Maxian could not stop crying and burrowed deeper into the warm shelter of his father. The old man stood on the parapet for a long time, holding his son. The limestone walls and pillars of the ruined temple hissed with green flame and the pyre of black smoke rose higher and higher, into the darkening sky.

—|—

Krista knelt on muddy ground among the high bushes of the side garden. The day was cold and gusty, so she had tied her hair back with a scarf and wore a pair of knit breeches she had stolen from the old man. They were made of wool, dyed a dark green, and they stopped the wind far better than some flimsy tunic. She had cut an oblong hole five or six hands long out of the ground with a sharp-bladed shovel and carefully placed the turf aside. Into the little muddy hole she placed a bundle wrapped in cotton batting and string. Then she unscrewed the top of a heavy ceramic jar she had borrowed from the basement and carefully sprinkled the gray-green dust inside over the top of the bundle. There was a very sharp smell and she turned her face away while she finished. She closed the top of the jar and put it aside, then she covered the bundle with rocks.

The turf went back on over the rocks and she tamped the grass back down. Still crouching over the hole, she cleaned up the rest of her mess and put the shovel and jar back into her carrying bag. She sighed and leaned over the hidden place.

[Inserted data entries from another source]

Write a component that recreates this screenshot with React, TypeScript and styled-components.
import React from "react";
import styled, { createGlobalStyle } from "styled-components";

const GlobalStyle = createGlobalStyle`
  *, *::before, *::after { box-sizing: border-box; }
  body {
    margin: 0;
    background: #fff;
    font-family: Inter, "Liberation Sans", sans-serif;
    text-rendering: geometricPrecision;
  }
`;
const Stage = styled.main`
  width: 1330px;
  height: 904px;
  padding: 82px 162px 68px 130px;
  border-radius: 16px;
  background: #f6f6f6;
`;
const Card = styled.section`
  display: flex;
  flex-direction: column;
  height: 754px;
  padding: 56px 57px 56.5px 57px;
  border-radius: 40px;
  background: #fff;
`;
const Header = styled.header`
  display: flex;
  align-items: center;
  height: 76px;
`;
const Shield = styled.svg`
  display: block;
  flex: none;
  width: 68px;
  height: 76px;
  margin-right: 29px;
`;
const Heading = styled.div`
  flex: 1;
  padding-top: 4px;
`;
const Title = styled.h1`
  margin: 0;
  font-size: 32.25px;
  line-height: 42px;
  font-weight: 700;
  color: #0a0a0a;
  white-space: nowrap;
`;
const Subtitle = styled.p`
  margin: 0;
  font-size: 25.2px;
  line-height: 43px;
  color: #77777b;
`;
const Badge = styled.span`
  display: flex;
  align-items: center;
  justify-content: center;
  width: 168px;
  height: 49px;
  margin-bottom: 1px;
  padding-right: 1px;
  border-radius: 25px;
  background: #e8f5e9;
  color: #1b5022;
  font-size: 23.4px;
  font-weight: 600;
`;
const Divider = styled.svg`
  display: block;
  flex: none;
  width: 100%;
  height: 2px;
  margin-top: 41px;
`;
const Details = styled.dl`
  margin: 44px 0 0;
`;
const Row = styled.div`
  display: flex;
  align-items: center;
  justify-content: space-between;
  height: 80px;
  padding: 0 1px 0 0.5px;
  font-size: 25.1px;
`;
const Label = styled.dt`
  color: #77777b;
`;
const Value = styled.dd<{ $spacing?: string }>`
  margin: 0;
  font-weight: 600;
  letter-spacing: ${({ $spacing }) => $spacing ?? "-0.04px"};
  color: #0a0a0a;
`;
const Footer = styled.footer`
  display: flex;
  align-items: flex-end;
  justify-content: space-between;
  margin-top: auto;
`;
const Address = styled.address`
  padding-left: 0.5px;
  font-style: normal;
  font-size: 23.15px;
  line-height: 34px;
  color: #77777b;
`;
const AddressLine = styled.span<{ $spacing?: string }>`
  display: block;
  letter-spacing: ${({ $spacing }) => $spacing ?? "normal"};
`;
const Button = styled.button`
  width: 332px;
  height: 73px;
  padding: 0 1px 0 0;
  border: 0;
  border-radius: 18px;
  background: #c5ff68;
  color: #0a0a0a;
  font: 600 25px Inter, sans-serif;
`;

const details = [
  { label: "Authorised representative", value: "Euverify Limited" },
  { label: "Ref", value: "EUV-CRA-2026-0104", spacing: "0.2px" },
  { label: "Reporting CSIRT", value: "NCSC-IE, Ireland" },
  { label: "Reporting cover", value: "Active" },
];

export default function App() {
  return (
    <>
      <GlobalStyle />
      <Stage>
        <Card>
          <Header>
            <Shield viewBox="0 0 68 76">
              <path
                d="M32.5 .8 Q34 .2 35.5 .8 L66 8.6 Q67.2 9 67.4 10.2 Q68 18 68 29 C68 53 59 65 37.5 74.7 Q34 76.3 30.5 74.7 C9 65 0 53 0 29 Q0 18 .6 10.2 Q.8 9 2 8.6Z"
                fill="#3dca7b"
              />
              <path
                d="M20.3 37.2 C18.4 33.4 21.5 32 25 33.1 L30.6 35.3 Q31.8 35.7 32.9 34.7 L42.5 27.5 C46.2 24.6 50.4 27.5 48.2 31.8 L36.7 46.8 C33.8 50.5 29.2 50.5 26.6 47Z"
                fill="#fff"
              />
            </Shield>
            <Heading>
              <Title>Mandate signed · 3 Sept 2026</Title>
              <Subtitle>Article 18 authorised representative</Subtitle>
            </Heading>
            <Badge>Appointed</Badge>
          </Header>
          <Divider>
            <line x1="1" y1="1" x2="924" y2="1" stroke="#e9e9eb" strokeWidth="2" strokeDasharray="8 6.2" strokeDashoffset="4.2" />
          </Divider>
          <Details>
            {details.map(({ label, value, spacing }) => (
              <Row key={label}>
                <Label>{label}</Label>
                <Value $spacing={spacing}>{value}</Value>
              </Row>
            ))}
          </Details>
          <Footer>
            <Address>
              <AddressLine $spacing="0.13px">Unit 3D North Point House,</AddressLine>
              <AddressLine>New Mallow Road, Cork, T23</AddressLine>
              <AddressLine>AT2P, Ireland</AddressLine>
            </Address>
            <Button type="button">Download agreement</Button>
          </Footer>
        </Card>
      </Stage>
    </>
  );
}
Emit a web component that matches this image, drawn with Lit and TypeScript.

"Rest easy, little brother," she said, and made the sign of farewell and blessing. Though the grass would soon grow back over the cut turf, she sprinkled wine and wheat grains over the grave. She hoped that the little boy's spirit would find its way to the green fields beyond the Lethe. Then she slipped off through the bushes, heading for the front of the house. This time no one saw her.

—|—

"I fear that I am a poor commander for this desperate venture," Maxian said, his voice still hoarse. He sat in a wooden chair with upswept arms, covered with a quilt. His face was still pale, though he had nearly recovered all of his strength. While he still looked young, there was some shadow around his eyes that made him look far older than he had the week before. Krista sat behind him, on the edge of the bed, with the little black cat on her lap. The dead man and the Persian sat in the other chairs, but only Abdmachus seemed comfortable in them. He was sitting cross-legged after the fashion of his people.

"I have put us all at risk with a very ill-considered approach at dealing with this problem. I was thinking of this... thing... as a contagion, a disease. It is not, it is a curse, a construction of forms and patterns in the unseen world. It must be dealt with as such." Maxian raised his hand to stop Abdmachus, who started to speak.